Commissioners were presented with three options: isolate and weaken Russia if political and economic reforms there fail and totalitarianism returns; build a partnership with Russia, which could involve further US financial support for the country; and treat Russia as a competing major power and use diplomacy, trade policy, and arms control measures to balance US–Russian relations.

Basics of the Commission

The US Commission on National Security/21st Century is chaired by former Sens. Gary Hart (D–Colo.) and Warren B. Rudman (R–N.H.) and boasts a bipartisan senior advisory board that was chosen to draw from a wide range of military, foreign affairs, economic, and academic expertise. Its work is expected to examine all aspects of US policy that can play a role in defending the nation from future threats.

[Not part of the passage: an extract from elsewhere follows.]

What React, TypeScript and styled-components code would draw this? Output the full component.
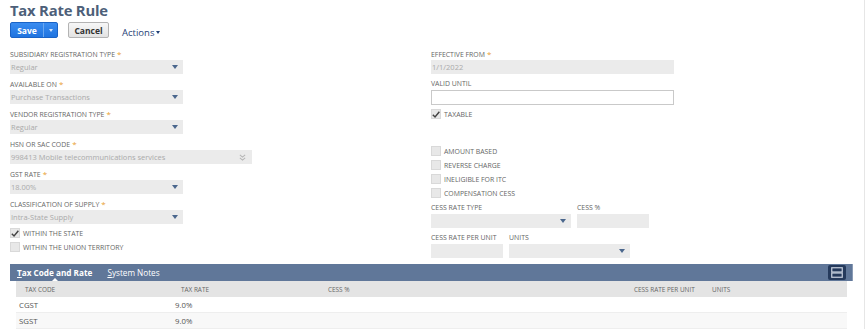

Panel members, or commissioners, include:

Anne Armstrong, former counselor to the President, Nixon and Ford Administrations, and former US ambassador to the United Kingdom.

Norman R. Augustine, former chairman and CEO of Lockheed Martin.

Former Sen. Nancy Kassebaum Baker (R–Kan.).

John Dancy, former NBC News White House, Congressional, and diplomatic correspondent.

Retired Army Gen. John R. Galvin, who served as Supreme Allied Commander Europe and is now dean of the Fletcher School of Law and Diplomacy at Tufts University.

Leslie H. Gelb, president of Council on Foreign Relations.

Former House Speaker Newt Gingrich (R–Ga.), who first proposed starting up the panel.

Former Rep. Lee H. Hamilton (D–Ind.), director of the Woodrow Wilson International Center for Scholars.

Lionel H. Olmer, former undersecretary of commerce for international trade.

Donald B. Rice, former Secretary of the Air Force.

James R. Schlesinger, former defense secretary, energy secretary, and director of the Central Intelligence Agency.

Retired Adm. Harry D. Train II, former commander in chief, US Atlantic Command.

Andrew Young, former mayor of Atlanta and US ambassador to the United Nations.